Собственно, он сказал то, о чем думал давно. Эта мысль мучила его во время работы в НИИ, да и в годы студенчества. Колодников стажировался тогда на «Скорой» и видел страдания людей, умирающих от тяжелых ранений и травм; людей, которым никто и ничто уже не могли помочь. Он, Павел Колодников, вместе с бригадой, в которую входил, мчался на помощь к этим людям, утром ли, днем ли, вечером ли, ночью ли; их белая «Волга» будила городские улицы воем, они спешили на помощь страдающим людям, но так ли уж часто могли действительно оказать ее… Порой они приезжали, когда человек еще жил; бывало, опаздывали, потому что смерть опережала.
В такие минуты Колодников чувствовал себя столь же бессильным, сколь бывает бессилен человек, во сне летящий в глубокую пропасть, когда у него нет возможности изменить, замедлить или прервать свой страшный полет. Но там можно проснуться, и кошмар исчезнет. А в реальности?..
— Что же вы предлагаете? — Кулагин рассеянно посмотрел на молодого человека. — Как вы себе это представляете? Ну смелее, говорите!
Теперь и Крупина взглянула на Колодникова. Он машинально расстегнул и застегнул ворот рубашки, ответил, глядя куда-то в сторону:
— Ну… это не столь сложно!..
— Отличная идея! Прогрессивная! — нервно потер руки Кулагин. — Выходит, лишать эту девочку жизни? Не оказывать полноценной помощи? Но она человек!
— Обрубок, — тихо сказал Колодников.
— Пока мыслит, — человек! — сердито прикрикнул на него Кулагин.
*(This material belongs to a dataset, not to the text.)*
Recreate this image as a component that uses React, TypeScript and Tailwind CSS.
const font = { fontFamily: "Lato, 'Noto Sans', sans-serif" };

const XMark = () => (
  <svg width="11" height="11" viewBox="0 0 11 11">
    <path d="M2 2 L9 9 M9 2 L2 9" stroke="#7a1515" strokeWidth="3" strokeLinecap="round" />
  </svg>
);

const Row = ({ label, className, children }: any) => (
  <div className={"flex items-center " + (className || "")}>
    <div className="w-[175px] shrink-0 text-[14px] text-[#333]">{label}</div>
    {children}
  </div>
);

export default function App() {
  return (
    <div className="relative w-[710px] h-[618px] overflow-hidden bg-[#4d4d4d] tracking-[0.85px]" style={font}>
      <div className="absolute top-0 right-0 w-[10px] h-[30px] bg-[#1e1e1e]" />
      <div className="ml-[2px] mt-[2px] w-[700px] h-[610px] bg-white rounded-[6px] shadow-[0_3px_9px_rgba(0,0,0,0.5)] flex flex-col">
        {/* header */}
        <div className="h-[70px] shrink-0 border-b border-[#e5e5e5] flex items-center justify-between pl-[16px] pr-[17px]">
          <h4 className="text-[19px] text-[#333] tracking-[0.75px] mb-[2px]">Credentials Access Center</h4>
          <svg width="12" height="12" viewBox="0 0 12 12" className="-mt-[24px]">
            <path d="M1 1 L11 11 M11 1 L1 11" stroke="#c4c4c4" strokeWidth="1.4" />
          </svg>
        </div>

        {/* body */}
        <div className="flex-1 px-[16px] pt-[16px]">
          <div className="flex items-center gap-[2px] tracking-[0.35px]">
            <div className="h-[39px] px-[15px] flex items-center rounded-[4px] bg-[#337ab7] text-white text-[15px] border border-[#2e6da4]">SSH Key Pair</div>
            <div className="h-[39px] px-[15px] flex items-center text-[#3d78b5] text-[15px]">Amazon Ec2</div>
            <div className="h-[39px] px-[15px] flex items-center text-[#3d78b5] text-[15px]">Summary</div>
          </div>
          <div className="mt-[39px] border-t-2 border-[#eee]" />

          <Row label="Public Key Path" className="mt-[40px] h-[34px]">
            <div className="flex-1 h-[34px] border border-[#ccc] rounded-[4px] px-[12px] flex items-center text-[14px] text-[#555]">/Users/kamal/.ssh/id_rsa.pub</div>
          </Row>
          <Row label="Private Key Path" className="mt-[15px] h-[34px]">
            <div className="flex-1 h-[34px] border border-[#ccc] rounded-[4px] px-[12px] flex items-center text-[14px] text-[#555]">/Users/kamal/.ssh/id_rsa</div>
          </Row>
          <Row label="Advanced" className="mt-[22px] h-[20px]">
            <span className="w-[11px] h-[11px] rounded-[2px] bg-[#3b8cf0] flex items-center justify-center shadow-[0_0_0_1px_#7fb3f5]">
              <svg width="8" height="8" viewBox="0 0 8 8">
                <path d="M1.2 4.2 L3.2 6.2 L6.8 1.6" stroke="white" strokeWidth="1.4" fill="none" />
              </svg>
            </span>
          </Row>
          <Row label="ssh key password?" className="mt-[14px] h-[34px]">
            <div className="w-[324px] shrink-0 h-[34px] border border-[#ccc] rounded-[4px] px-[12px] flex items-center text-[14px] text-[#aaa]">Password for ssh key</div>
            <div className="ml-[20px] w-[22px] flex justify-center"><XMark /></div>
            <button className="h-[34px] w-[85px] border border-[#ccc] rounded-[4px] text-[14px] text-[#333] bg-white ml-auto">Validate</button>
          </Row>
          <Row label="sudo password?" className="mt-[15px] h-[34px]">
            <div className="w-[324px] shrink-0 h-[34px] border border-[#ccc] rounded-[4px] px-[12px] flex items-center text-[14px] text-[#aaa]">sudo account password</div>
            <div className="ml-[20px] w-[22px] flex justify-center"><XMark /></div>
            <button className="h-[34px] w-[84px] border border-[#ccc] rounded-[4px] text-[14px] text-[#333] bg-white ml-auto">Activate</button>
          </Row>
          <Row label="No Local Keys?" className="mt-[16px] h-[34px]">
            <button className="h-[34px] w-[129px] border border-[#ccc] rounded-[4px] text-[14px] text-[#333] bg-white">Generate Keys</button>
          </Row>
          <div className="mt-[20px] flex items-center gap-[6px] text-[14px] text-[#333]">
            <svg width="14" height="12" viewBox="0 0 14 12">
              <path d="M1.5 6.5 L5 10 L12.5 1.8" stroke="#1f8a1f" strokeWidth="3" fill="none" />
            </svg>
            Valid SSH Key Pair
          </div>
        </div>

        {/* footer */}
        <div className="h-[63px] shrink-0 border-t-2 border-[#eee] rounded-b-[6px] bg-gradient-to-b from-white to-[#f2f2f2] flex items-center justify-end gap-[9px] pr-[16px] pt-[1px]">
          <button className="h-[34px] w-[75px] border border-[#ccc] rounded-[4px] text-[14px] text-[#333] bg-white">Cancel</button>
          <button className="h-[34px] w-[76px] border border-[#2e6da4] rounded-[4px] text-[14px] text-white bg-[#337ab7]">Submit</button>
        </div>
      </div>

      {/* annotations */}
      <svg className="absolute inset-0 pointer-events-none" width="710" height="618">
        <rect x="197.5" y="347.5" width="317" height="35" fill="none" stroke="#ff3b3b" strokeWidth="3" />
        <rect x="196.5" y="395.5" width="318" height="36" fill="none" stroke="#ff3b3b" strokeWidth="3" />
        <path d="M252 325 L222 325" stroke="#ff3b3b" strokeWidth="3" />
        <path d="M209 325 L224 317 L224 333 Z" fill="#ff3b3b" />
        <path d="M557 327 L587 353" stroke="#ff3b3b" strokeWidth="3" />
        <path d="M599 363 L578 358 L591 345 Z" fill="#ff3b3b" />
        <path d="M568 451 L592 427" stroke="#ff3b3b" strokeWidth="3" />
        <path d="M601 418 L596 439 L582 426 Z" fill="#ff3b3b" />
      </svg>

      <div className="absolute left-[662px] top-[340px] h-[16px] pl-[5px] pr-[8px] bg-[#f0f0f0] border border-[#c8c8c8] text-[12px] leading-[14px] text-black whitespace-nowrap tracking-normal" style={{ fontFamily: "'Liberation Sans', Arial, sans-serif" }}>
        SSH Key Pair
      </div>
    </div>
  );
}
Колодников вдруг занервничал. Он жалел, что затеял этот спор. Вовсе не потому, что спорил с с а м и м Кулагиным, нет, по другой причине. Он подумал, что не имеет никакого права — ни физического, ни нравственного — спорить с е й ч а с с этими двумя людьми. Только что они спасли жизнь человеку. А что делал он? Следил, как в р а ч у ю т два мастера. Он внезапно показался себе тем зрителем в театре, который с умным видом может разругать любой спектакль, найдя тысячу, как ему представляется, доводов, но пригласи его самого на сцену, так ведь сам он и шага не сделает по ней!
Колодникову захотелось встать и немедленно уйти. А между тем он продолжал доказывать:
— Согласитесь, профессор, на одной жалости не проживешь.
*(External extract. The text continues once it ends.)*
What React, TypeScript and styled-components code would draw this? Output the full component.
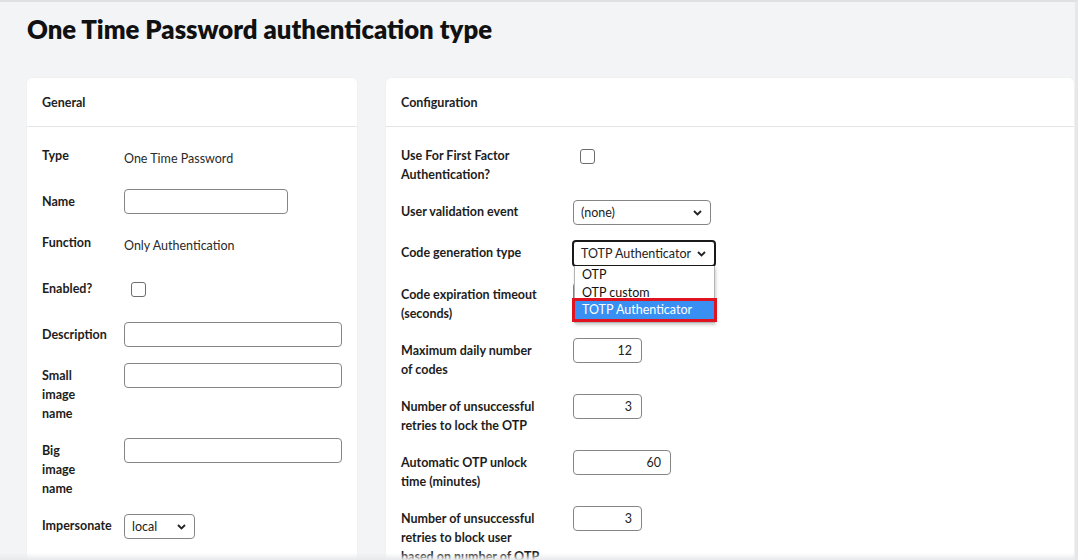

— Согласен, — кивнул Кулагин.
— Кому она будет нужна, эта девочка?
— Матери, — ответила Крупина. — Вы ее спросите, согласится она лишать дочь-калеку жизни?.. И людям… Человечеству!
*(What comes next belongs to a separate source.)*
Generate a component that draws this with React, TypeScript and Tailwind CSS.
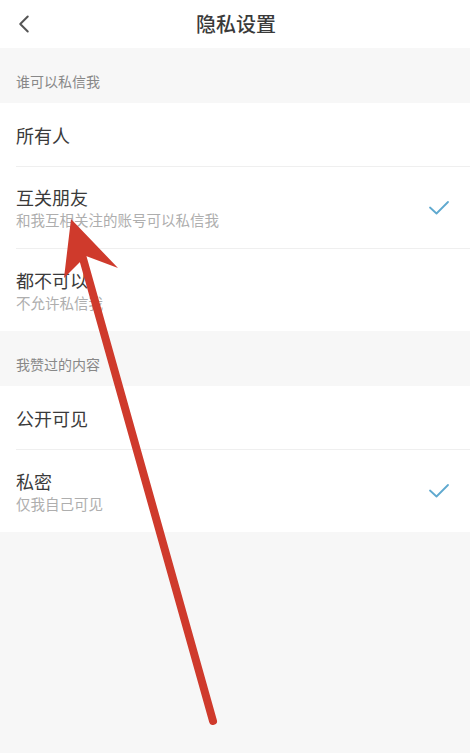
import { ChevronLeft } from "lucide-react";

type Option = { title: string; desc?: string; checked?: boolean };

const sections: { label: string; options: Option[] }[] = [
  {
    label: "谁可以私信我",
    options: [
      { title: "所有人" },
      { title: "互关朋友", desc: "和我互相关注的账号可以私信我", checked: true },
      { title: "都不可以", desc: "不允许私信我" },
    ],
  },
  {
    label: "我赞过的内容",
    options: [
      { title: "公开可见" },
      { title: "私密", desc: "仅我自己可见", checked: true },
    ],
  },
];

function Check() {
  return (
    <svg width="22" height="16" viewBox="0 0 22 16" fill="none">
      <path d="M2 7.5 L8.5 13.5 L20 2" stroke="#5fa9cf" strokeWidth="1.8" strokeLinecap="round" strokeLinejoin="round" />
    </svg>
  );
}

function Row({ opt, last }: { opt: Option; last: boolean }) {
  return (
    <div className="pl-4 bg-white">
      <div
        className={`flex items-center justify-between pr-5 ${opt.desc ? "h-[82px]" : "h-[64px]"} ${
          last ? "" : "border-b border-[#efefef]"
        }`}
      >
        <div className="flex flex-col">
          <span className="text-[18px] leading-[24px] text-[#3a3a3a]">{opt.title}</span>
          {opt.desc && <span className="text-[14.5px] leading-[20px] text-[#aeaeae] mt-[1px]">{opt.desc}</span>}
        </div>
        {opt.checked && <Check />}
      </div>
    </div>
  );
}

export default function App() {
  return (
    <div
      className="relative w-[470px] h-[753px] bg-[#f7f7f7] overflow-hidden"
      style={{ fontFamily: '"Noto Sans CJK SC", "Noto Sans", sans-serif' }}
    >
      {/* Header */}
      <div className="h-[48px] bg-white flex items-center relative">
        <ChevronLeft className="absolute left-[9px] w-[30px] h-[30px] text-[#555]" strokeWidth={1.6} />
        <div className="flex-1 text-center text-[20px] font-medium text-[#3a3a3a] pl-[2px]">隐私设置</div>
      </div>

      {sections.map((s) => (
        <div key={s.label}>
          <div className="h-[55px] flex items-end pb-[11px] pl-4 text-[14px] text-[#888]">{s.label}</div>
          {s.options.map((o, i) => (
            <Row key={o.title} opt={o} last={i === s.options.length - 1} />
          ))}
        </div>
      ))}

      {/* red annotation arrow */}
      <svg className="absolute inset-0 pointer-events-none" width="470" height="753" viewBox="0 0 470 753">
        <line x1="213" y1="721" x2="82" y2="255" stroke="#cf3a2c" strokeWidth="8" strokeLinecap="round" />
        <polygon points="71,219 118,268 86,256 64,278" fill="#cf3a2c" />
      </svg>
    </div>
  );
}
Крупина подняла тяжелый взгляд и в упор посмотрела на этого маленького человека с большой, непропорциональной головой. Колодников даже сжался под ее взглядом.
— Между прочим, — уже мягче сказала Крупина, — я сама много раз задавала себе подобные вопросы. Раньше… В отношении других наших мучеников.
— Раковых, наверное? — уточнил Колодников.
— Не только. Есть и психические, и с уродствами после болезней, да мало ли!.. Как по-вашему, кто больше испытывает страданий: они или их родные? Ах, Павел Афанасьевич, легко нам задавать вопросы… Но чтобы понять страдающего человека, нужно погрузиться хотя бы на секунду в его мир… Хотите, я дам вам дружеский совет?
— Какой?
— Подойдите через некоторое время к этой девушке, к Нине Боярышниковой, которой сегодня мы спасли жизнь, сделав при этом калекой, обрубком, как вы сказали…
— Зачем? — наморщил лоб Колодников.
— Возможно, она скажет вам, что хочет умереть и… Да, да, она согласится с вами, что ей лучше было бы умереть. Так вот, если вы врач, заставьте ее захотеть жить, заставьте ее поверить в жизнь. А если не сможете, тогда уходите из медицины!
Колодников напряженно глядел на Крупину, потом сказал:
— Я должен это понимать так, что вы сможете ее заставить?
— Увы, — взгляд Крупиной скользил мимо него, — я в этом не убеждена. Я понимаю, почему вы спросили и о чем думаете… И тем не менее я не уйду из медицины и буду завтра, и послезавтра, и через неделю, и через месяц, и потом, и потом оперировать людей, чтобы спасать им жизнь даже ценой их постоянных страданий в будущем. И может быть, когда-нибудь они поймут, зачем я спасла им жизнь, и согласятся со мной. Что поделаешь, Павел Афанасьевич, таков наш удел… Таково и счастье наше.